Plus de quarante ans après l’accès des pays africains à leur indépendance, le bilan de l’action de notre pays, dans l’opacité et sans contrôle parlementaire et citoyen, aura surtout servi les intérêts de minorités économiques et politiques en France comme en Afrique à travers les réseaux Françafrique. Il n’en a résulté aucun développement au service des peuples concernés mais bien davantage un pillage de leurs richesses.

Les agissements de notre pays au Tchad au cours de ces dernières années et encore récemment ne marquent pas de rupture avec le passé et en renforcent même le caractère néo-colonial.

Le changement nécessite en premier lieu la transparence ainsi que des actes concrets pour l’établir.
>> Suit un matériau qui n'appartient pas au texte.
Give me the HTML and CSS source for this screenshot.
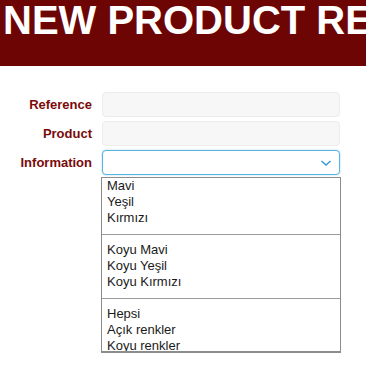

À cette fin, l’Assemblée nationale doit se saisir du dossier tchadien et créer une commission d’enquête afin d’établir la vérité sur l’engagement de la France dans ce conflit.
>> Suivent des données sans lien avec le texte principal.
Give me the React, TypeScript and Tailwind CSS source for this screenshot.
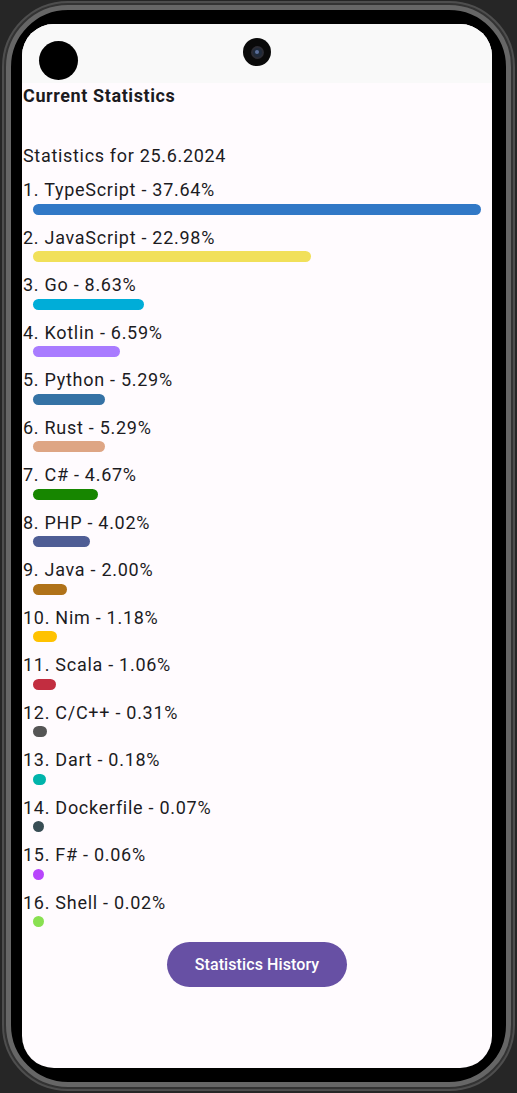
import React from 'react';

type Lang = { name: string; pct: number; color: string };

const langs: Lang[] = [
  { name: 'TypeScript', pct: 37.64, color: '#3178c6' },
  { name: 'JavaScript', pct: 22.98, color: '#f1e05a' },
  { name: 'Go', pct: 8.63, color: '#00add8' },
  { name: 'Kotlin', pct: 6.59, color: '#a97bff' },
  { name: 'Python', pct: 5.29, color: '#3572a5' },
  { name: 'Rust', pct: 5.29, color: '#dea584' },
  { name: 'C#', pct: 4.67, color: '#178600' },
  { name: 'PHP', pct: 4.02, color: '#4f5d95' },
  { name: 'Java', pct: 2.0, color: '#b07219' },
  { name: 'Nim', pct: 1.18, color: '#ffc200' },
  { name: 'Scala', pct: 1.06, color: '#c22d40' },
  { name: 'C/C++', pct: 0.31, color: '#555555' },
  { name: 'Dart', pct: 0.18, color: '#00b4ab' },
  { name: 'Dockerfile', pct: 0.07, color: '#384d54' },
  { name: 'F#', pct: 0.06, color: '#b845fc' },
  { name: 'Shell', pct: 0.02, color: '#89e051' },
];

const maxPct = langs[0].pct;

function StatRow({ lang, index }: { lang: Lang; index: number }) {
  // bar = dot + share of remaining track
  const width = 10.5 + (lang.pct / maxPct) * 437.5;
  return (
    <div className="flex flex-col h-[47.5px]">
      <div className="text-[18px] leading-[24px] tracking-[0.72px]">
        {index + 1}. {lang.name} - {lang.pct.toFixed(2)}%
      </div>
      <div
        className="mt-[1.5px] ml-[10px] h-[11px] rounded-full"
        style={{ width: `${width}px`, backgroundColor: lang.color }}
      />
    </div>
  );
}

export default function App() {
  return (
    <div
      className="w-[517px] h-[1093px] bg-[#262626] pt-[1px] pl-[2px]"
      style={{ fontFamily: 'Roboto, "Noto Sans", sans-serif' }}
    >
      {/* phone body */}
      <div className="w-[513px] h-[1090px] rounded-[66px] border-[2px] border-[#4e4e4e] bg-[#333] p-[2px]">
        <div className="w-full h-full rounded-[62px] border-[5px] border-[#666] bg-black pt-[14px] pl-[11px]">
          {/* screen */}
          <div className="relative w-[470px] h-[1044px] rounded-[32px] overflow-hidden bg-[#fffbfe] text-[#1c1b1f] flex flex-col">
            {/* status bar */}
            <div className="h-[59px] bg-[#f9f9f9] relative shrink-0">
              <div className="absolute left-[17px] top-[17px] w-[39px] h-[39px] rounded-full bg-black" />
              <div className="absolute left-[221px] top-[14px] w-[28px] h-[28px] rounded-full bg-[#0a0a0a] flex items-center justify-center">
                <div className="w-[13px] h-[13px] rounded-full bg-[#1f2a3a] border-[2px] border-[#2c2c34] flex items-center justify-center">
                  <div className="w-[4px] h-[4px] rounded-full bg-[#5b6f9a]" />
                </div>
              </div>
            </div>

            <div className="pl-[1px] pt-[1px] flex flex-col">
              <div className="text-[18px] leading-[24px] font-bold tracking-[0.6px]">Current Statistics</div>
              <div className="mt-[36px] text-[18px] leading-[24px] tracking-[0.68px]">Statistics for 25.6.2024</div>
              <div className="mt-[10px] flex flex-col">
                {langs.map((l, i) => (
                  <StatRow key={l.name} lang={l} index={i} />
                ))}
              </div>
              <div className="flex justify-center mt-[4px]">
                <button className="ml-[-1px] w-[180px] h-[45px] rounded-full bg-[#6750a4] text-white text-[16px] font-medium tracking-[0.1px]">
                  Statistics History
                </button>
              </div>
            </div>
          </div>
        </div>
      </div>
    </div>
  );
}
Cette commission pourrait faire remonter ses investigations à l’année 2005, année charnière au cours de laquelle la constitution tchadienne a été amendée pour permettre au président de se présenter une troisième fois, alors que le parlement tchadien modifiait la loi 001, dispositif législatif destiné à contrôler l’utilisation des revenus pétroliers pour éviter leur détournement et leur utilisation à des fins militaires. Ces mesures perçues comme autant de provocations ont suscité une vague d’hostilité contre le régime et le déclenchement de rebellions armées.
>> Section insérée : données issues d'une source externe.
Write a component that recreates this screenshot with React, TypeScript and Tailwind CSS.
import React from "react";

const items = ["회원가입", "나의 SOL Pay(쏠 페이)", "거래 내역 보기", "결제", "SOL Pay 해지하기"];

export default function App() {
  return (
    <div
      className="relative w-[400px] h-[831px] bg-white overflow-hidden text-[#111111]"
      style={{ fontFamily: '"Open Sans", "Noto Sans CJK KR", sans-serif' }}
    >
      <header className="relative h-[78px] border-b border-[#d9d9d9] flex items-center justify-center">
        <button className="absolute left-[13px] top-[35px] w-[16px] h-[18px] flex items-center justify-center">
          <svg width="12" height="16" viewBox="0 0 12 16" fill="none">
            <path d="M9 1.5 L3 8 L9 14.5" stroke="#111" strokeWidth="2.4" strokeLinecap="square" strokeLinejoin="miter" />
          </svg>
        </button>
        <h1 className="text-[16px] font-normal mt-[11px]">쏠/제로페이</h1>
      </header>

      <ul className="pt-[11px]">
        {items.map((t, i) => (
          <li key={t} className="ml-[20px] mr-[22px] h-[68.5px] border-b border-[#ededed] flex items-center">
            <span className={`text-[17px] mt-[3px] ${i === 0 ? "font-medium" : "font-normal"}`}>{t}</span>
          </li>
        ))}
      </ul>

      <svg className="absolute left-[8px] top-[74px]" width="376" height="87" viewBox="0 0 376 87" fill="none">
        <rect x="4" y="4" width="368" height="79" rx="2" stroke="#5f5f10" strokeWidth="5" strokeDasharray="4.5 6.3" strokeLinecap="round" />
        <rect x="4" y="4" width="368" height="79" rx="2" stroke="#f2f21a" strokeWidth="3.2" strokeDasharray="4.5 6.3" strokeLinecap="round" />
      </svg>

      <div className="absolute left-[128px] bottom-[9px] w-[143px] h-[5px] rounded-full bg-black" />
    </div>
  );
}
Cette commission d’enquête évaluera :

Sur le plan diplomatique et politique :

– les formes de soutien apporté depuis 2005 par la diplomatie française au régime tchadien à travers les rencontres et visites officielles, la validation des scrutins contestés, la défense du régime devant les organisations internationales ;

– les évolutions éventuelles dans la diplomatie intervenues entre 2006 et 2008 pour tenir compte du risque d’escalade de la violence ;

– le degré d’implication de la France dans le processus de paix, sa capacité de dialogue avec les partis d’opposition, la société civile, la concertation établie avec les partenaires européens sur ces différents points ;

– la gestion diplomatique de la crise de février 2008, l’articulation entre l’Élysée, les ministres et les ambassades, l’information communiquée aux partenaires internationaux (ONU, UA, UE et notamment les pays engagés dans l’Eufor).

Sur le plan militaire :

– le cadre et les modalités d’intervention des forces françaises au Tchad prévues par les accords de coopération, la pertinence de ces accords au vu des dérives du régime en place ;

– les ventes et transferts d’armes opérés au profit de l’armée tchadienne ;

– le degré d’engagement de l’armée française, en avril 2006 et en février 2008, l’influence de cet engagement sur l’issue militaire des combats ;

– le fonctionnement et les éventuels dysfonctionnements du dispositif de commandement des opérations spéciales, l’information transmise au parlement et aux commissions (affaires étrangères, défense) ;

– le rôle des services de renseignement français (DGSE, DRM) au Tchad pendant et hors période de conflit, leur soutien apporté au régime tchadien.

Sur le plan des violations des droits de l’Homme :

– le degré de connaissance par la diplomatie française des violations des droits de l’Homme commises par le régime pendant et depuis la bataille de février 2008, concernant notamment les opposants emprisonnés et les militants associatifs menacés, les pressions éventuelles exercées sur le régime,

– le dialogue mené avec les associations de défense des droits de l’Homme représentatives dans la perspective de la création de commissions d’enquête sur les violations commises par le régime.

Sous le bénéfice de ces observations, Mesdames, Messieurs, il vous est demandé de bien vouloir adopter l’article unique de cette proposition de résolution.

PROPOSITION DE RÉSOLUTION

Article unique

Il est créé une commission d’enquête de trente membres afin d’évaluer la nature et le degré d’engagement de la France dans le conflit tchadien depuis 2005.

Elle doit rendre son rapport le 30 mai au plus tard.